Yeah true, so if I use the bottom area the first moment of area = a*y

= 60*20 + 20*[] in the brackets I should have 'y' the centroid co-ordinates I do not know how to calculate this...

Then all I need to do is sub into equation above, How do I find 'y'

**looking at something similar it looks like the centroid co-ordinates = (10-y)*(y+(10-y)/2)

I have no Idea how this was calculated

4. Sep 4, 2010

### PhanthomJay

Now I think you are getting confused. First off, the book has apparently already calculated the centroid of the T-beam cross section, C, located 50 mm from the bottom. You can arrive at that centroid location yourself by summing moment areas about the bottom, then dividing the result by the total area. Try to follow my numbers, you get y_bar = [(20)(60)(70) + (60)(20)(30)]/ [(20(60) + (60)(20)], or

y_bar = 120,000/2400 = 50 mm.

In other words, you take the area of each piece of the section and mutiply each by the distance from its own centroid to the axis you choose, add them up, then divide by total area to get the centroid (major neutral axis) of the entire section. Then I assume you then calculated 'I' correctly, I didn't check your numbers.
Now In calculating Q about C, where the stress is max, then Q is calculated by multiplying each of the rectangular areas above C by the distance from the centroid of that individual area to C, and adding up the results. OR, it is easier to look at the area below C , because only one area is involved, whereby Q = 20 x 50 X _________? If you look at finding Q using the area above C, you get the same result with a bit more work, which you should try.

5. Sep 4, 2010

### cd19

Thanks for clarifying, definitely over complicated it!

What I got using the bottom area;

A$$\Upsilon$$= 20*50*20 with y being 20

$$\tau$$= $$\frac{10000*(20*50*20)}{1.36*10^6 *(20)}$$=
6.87 N/mm^2 or 6.87Mpa

The question is multiple choice and one of the answers is 6.43 Mpa so I reckon its this, does this look correct?

6. Sep 5, 2010

### PhanthomJay

how did you get y = 20? Using the area below C, y is the distance from the centroid of the 20 x 50 rectangle to the point C
Use the correct value for Q. Otherwise, your calcs for I, V, and b look OK.

7. Sep 5, 2010

### cd19

ah yeah silly mistake, so its y=25 giving me an answer of 9.19 Mpa. I've went over my calculations and they all look correct but not getting an exact value. Thanks for the help btw.

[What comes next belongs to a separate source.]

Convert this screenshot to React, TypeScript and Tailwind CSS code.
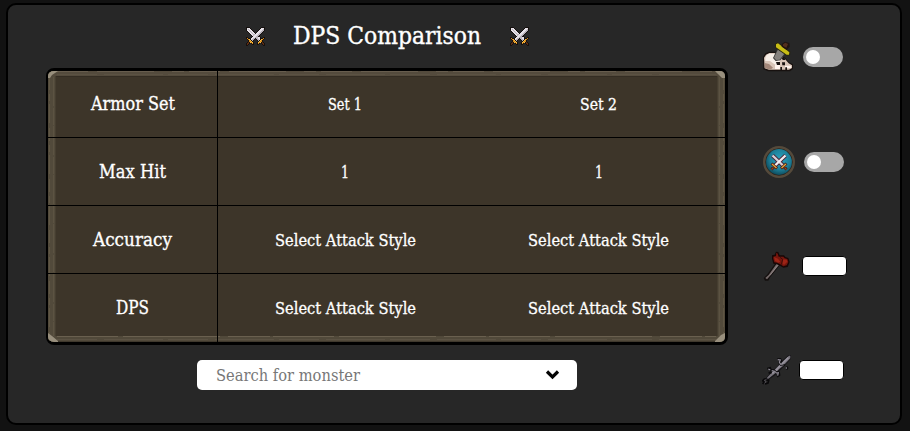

The answers; (A - 12.86), (B - 6.43), (C - 4.34), (D - 3.76), (E - 9.86)

so its E, I'm preparing for a multiple choice test, its so annoying not getting an exact value!

8. Sep 5, 2010

### PhanthomJay

Yeah, I don't get 9.86 either, it's about 9.2 MPa. I solved for Q using the areas above C, and I still get Q =25,000, so i'm not sure why our answers don't agree with the 'book' answer.

edit: see below. The error is in the calculation for V.

Last edited: Sep 5, 2010
9. Sep 5, 2010

### PhanthomJay

Oops, I found the error. The max shear is not 10 kN. That's the reaction at B. The max shear at B is less than that. Draw a shear diagram or FBD left of B to solve for the correct value of V.

10. Sep 5, 2010

### cd19

max shear 7 kn, 6.45mpa... thanks

11. Sep 5, 2010

### PhanthomJay

Ok, looks good!